Human Tissue and the Meaning of sell



Planned Parenthood doctor Mary Gatter needs a new car.
Your child can help.

First, take a few minutes to watch the newly released video from the Center for Medical Progress. It’s embedded in an article at Breitbart, along with some transcripts.

What is going on here? Or rather: How can anyone continue to deny what's going on here? In their public pronouncements Planned Parenthood insists they don’t “sell” tissue from aborted children, that the clinics and their directors are making no profit from what they call “transfer” of tissue. But in the video, a senior Planned Parenthood figure talks about prices for human body parts being enough to make it “worthwhile for me”, and charmingly ends her discussion by saying “I want a Lamborghini.”

Critics of the first Center for Medical Progress video argued that the featured doctor’s remarks were taken out of context and that the video was pure spin. But who is doing the spin here?

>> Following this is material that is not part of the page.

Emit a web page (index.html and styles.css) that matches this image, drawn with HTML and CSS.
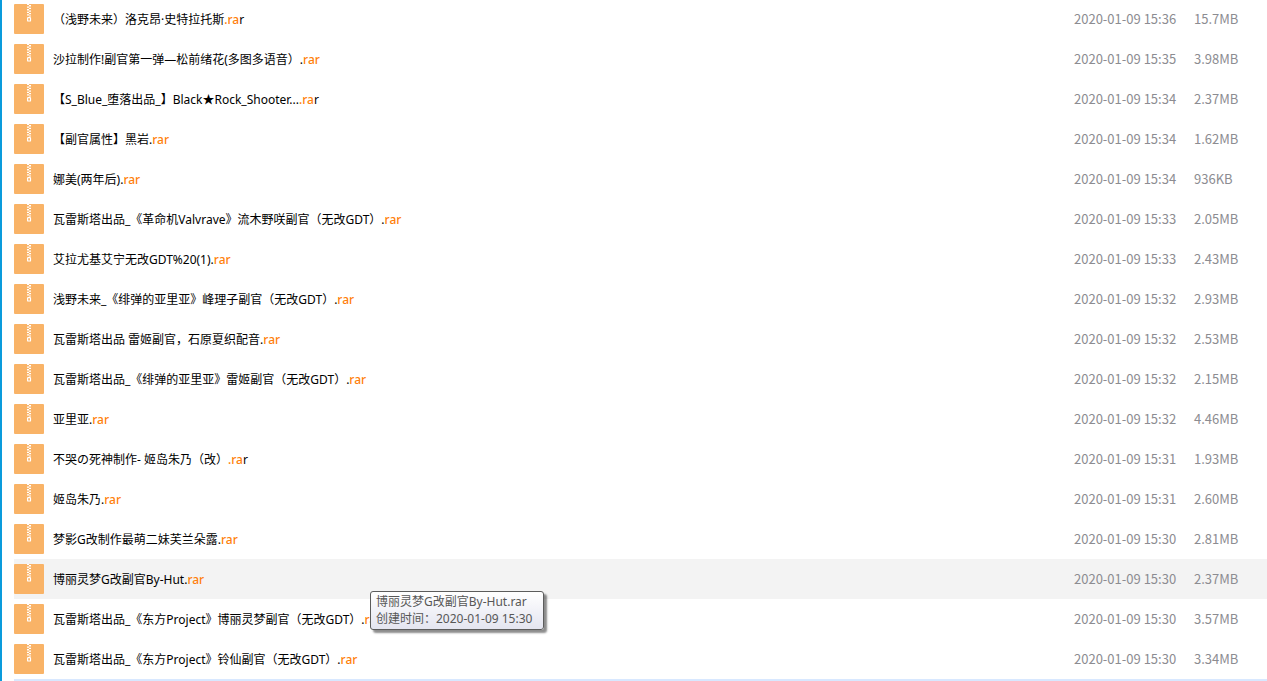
FILE: index.html
```html
<!DOCTYPE html>
<html lang="zh-CN">
<head>
<meta charset="utf-8">
<title>文件列表</title>
<link rel="stylesheet" href="styles.css">
</head>
<body>
<svg class="defs" aria-hidden="true">
  <symbol id="zip" viewBox="0 0 30 30">
    <rect width="30" height="30" rx="1" fill="#f9b367"/>
    <path fill="#fff" d="M13 0h2v1h-2zM15 1h2v1.500h-2zM13 2.500h2v1.300h-2zM15 3.800h2v1.300h-2zM13 5.100h2v1.300h-2zM15 6.400h2v1.300h-2zM13 7.700h2v1.300h-2zM15 9h2v1.300h-2zM13 10.300h2v1.300h-2zM15 11.600h2v1h-2z"/>
    <rect x="13.600" y="13.600" width="2.900" height="3.400" rx=".6" fill="none" stroke="#fff" stroke-width="1.200"/>
  </symbol>
</svg>
<main class="panel">
<table class="files">
<tbody>
<tr><td class="name"><div class="file"><svg class="icon"><use href="#zip"/></svg><a href="#">（浅野未来）洛克昂·史特拉托斯<mark>.ra</mark>r</a></div></td><td class="date">2020-01-09 15:36</td><td class="size">15.7MB</td></tr>
<tr><td class="name"><div class="file"><svg class="icon"><use href="#zip"/></svg><a href="#">沙拉制作!副官第一弹—松前绪花(多图多语音）.<mark>rar</mark></a></div></td><td class="date">2020-01-09 15:35</td><td class="size">3.98MB</td></tr>
<tr><td class="name"><div class="file"><svg class="icon"><use href="#zip"/></svg><a href="#">【S_Blue_堕落出品_】Black★Rock_Shooter...<mark>.ra</mark>r</a></div></td><td class="date">2020-01-09 15:34</td><td class="size">2.37MB</td></tr>
<tr><td class="name"><div class="file"><svg class="icon"><use href="#zip"/></svg><a href="#">【副官属性】黑岩.<mark>rar</mark></a></div></td><td class="date">2020-01-09 15:34</td><td class="size">1.62MB</td></tr>
<tr><td class="name"><div class="file"><svg class="icon"><use href="#zip"/></svg><a href="#">娜美(两年后).<mark>rar</mark></a></div></td><td class="date">2020-01-09 15:34</td><td class="size">936KB</td></tr>
<tr><td class="name"><div class="file"><svg class="icon"><use href="#zip"/></svg><a href="#">瓦雷斯塔出品_《革命机Valvrave》流木野咲副官（无改GDT）.<mark>rar</mark></a></div></td><td class="date">2020-01-09 15:33</td><td class="size">2.05MB</td></tr>
<tr><td class="name"><div class="file"><svg class="icon"><use href="#zip"/></svg><a href="#">艾拉尤基艾宁无改GDT%20(1).<mark>rar</mark></a></div></td><td class="date">2020-01-09 15:33</td><td class="size">2.43MB</td></tr>
<tr><td class="name"><div class="file"><svg class="icon"><use href="#zip"/></svg><a href="#">浅野未来_《绯弹的亚里亚》峰理子副官（无改GDT）.<mark>rar</mark></a></div></td><td class="date">2020-01-09 15:32</td><td class="size">2.93MB</td></tr>
<tr><td class="name"><div class="file"><svg class="icon"><use href="#zip"/></svg><a href="#">瓦雷斯塔出品 雷姬副官，石原夏织配音.<mark>rar</mark></a></div></td><td class="date">2020-01-09 15:32</td><td class="size">2.53MB</td></tr>
<tr><td class="name"><div class="file"><svg class="icon"><use href="#zip"/></svg><a href="#">瓦雷斯塔出品_《绯弹的亚里亚》雷姬副官（无改GDT）.<mark>rar</mark></a></div></td><td class="date">2020-01-09 15:32</td><td class="size">2.15MB</td></tr>
<tr><td class="name"><div class="file"><svg class="icon"><use href="#zip"/></svg><a href="#">亚里亚.<mark>rar</mark></a></div></td><td class="date">2020-01-09 15:32</td><td class="size">4.46MB</td></tr>
<tr><td class="name"><div class="file"><svg class="icon"><use href="#zip"/></svg><a href="#">不哭の死神制作- 姬岛朱乃（改）<mark>.ra</mark>r</a></div></td><td class="date">2020-01-09 15:31</td><td class="size">1.93MB</td></tr>
<tr><td class="name"><div class="file"><svg class="icon"><use href="#zip"/></svg><a href="#">姬岛朱乃.<mark>rar</mark></a></div></td><td class="date">2020-01-09 15:31</td><td class="size">2.60MB</td></tr>
<tr><td class="name"><div class="file"><svg class="icon"><use href="#zip"/></svg><a href="#">梦影G改制作最萌二妹芙兰朵露.<mark>rar</mark></a></div></td><td class="date">2020-01-09 15:30</td><td class="size">2.81MB</td></tr>
<tr class="hover"><td class="name"><div class="file"><svg class="icon"><use href="#zip"/></svg><a href="#" aria-describedby="tip">博丽灵梦G改副官By-Hut.<mark>rar</mark></a><div class="tip" id="tip" role="tooltip">博丽灵梦G改副官By-Hut.rar<br>创建时间：2020-01-09 15:30</div></div></td><td class="date">2020-01-09 15:30</td><td class="size">2.37MB</td></tr>
<tr><td class="name"><div class="file"><svg class="icon"><use href="#zip"/></svg><a href="#">瓦雷斯塔出品_《东方Project》博丽灵梦副官（无改GDT）.<mark>rar</mark></a></div></td><td class="date">2020-01-09 15:30</td><td class="size">3.57MB</td></tr>
<tr><td class="name"><div class="file"><svg class="icon"><use href="#zip"/></svg><a href="#">瓦雷斯塔出品_《东方Project》铃仙副官（无改GDT）.<mark>rar</mark></a></div></td><td class="date">2020-01-09 15:30</td><td class="size">3.34MB</td></tr>
<tr class="selected"><td colspan="3"></td></tr>
</tbody>
</table>
</main>
</body>
</html>
```
FILE: styles.css
```css
* {
  box-sizing: border-box;
}

body {
  margin: 0;
  background: #fff;
  color: #000;
  font: 12px/18px "Noto Sans", "Noto Sans CJK SC", sans-serif;
}

.defs {
  position: absolute;
  width: 0;
  height: 0;
}

.panel {
  height: 100vh;
  overflow: hidden;
  border-left: 2px solid #0a9bdc;
  padding-left: 12px;
}

.files {
  width: 100%;
  margin-top: -1px;
  border-collapse: collapse;
  table-layout: fixed;
}

.files tr {
  height: 40px;
}

.files td {
  padding: 0;
  white-space: nowrap;
}

.files .date,
.files .size {
  color: #8c8c91;
  font: 13px/18px "Noto Sans CJK SC", sans-serif;
}

.files .date {
  width: 120px;
}

.files .size {
  width: 73px;
}

.file {
  position: relative;
  display: flex;
  align-items: center;
  gap: 9px;
}

.icon {
  width: 30px;
  height: 30px;
  flex: none;
}

.file a {
  padding-top: 2px;
  color: inherit;
  text-decoration: none;
}

.file mark {
  background: none;
  color: #ff7f0a;
  font-weight: 500;
}

.hover {
  background: #f3f3f3;
}

.selected {
  background: #d8e8ff;
}

.tip {
  position: absolute;
  z-index: 1;
  top: 27px;
  left: 356px;
  min-width: 174px;
  padding: 1px 5px 2px;
  border: 1px solid #5c5c5c;
  border-radius: 3px;
  background: linear-gradient(#fff, #e4e5f0);
  box-shadow: 3px 3px 2px rgba(0, 0, 0, 0.45);
  color: #575757;
  line-height: 17px;
}
```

Planned Parenthood’s has defended their practices so far by claiming that any money acquired for human tissue has been to cover the costs of “storage” and “processing". But consider the scenario being discussed in the video. The buyer comes to the clinic and takes what he/she wants, then pays the clinic per sample, $75 to $150 being ballpark figures. Planned Parenthood affiliated clinics are not “transferring” or “storing” tissue beyond a bit of refrigeration until buyers arrive.

A distasteful, but unfortunately accurate, analogy comes to mind. Any butcher could likewise claim that his business is not “selling meat”, but that his fees are simply to cover the cost of “storage” while the meat is “transferred”. For the butcher, as for the Planned Parenthood clinic, the “storage” referred to is the same cheap method you use in your kitchen: refrigeration.

And how much does an ounce of pork liver go for now? Is it 35 cents an ounce or 45 cents? Compare this to a human baby’s liver as per Planned Parenthood prices: 75 dollars per liver (being about $30 an ounce). That’s a business at least 100 times more profitable than the one the butcher is engaged in. And sorry, but profitable is the correct word here, because the clinic doesn't have to do anything but put these human body parts in a cooler for a day or two.

Here I can already hear the Planned Parenthood defender standing up to say: “You can’t talk about it that way! It's not just meat, it’s human tissue being stored. It’s for scientific experiments.”

To which I would answer: “Voilà! Now you’re starting to get it. It is human tissue; it is developed human tissue. And in this case a person was killed to get it. And the tissue is being sold for a profit.”

If Planned Parenthood's selling of aborted children's organs doesn't generate a profit, how exactly does it relate to this doctor's "wanting to get a Lamborghini"? Again, I think we're dealing with something painfully obvious.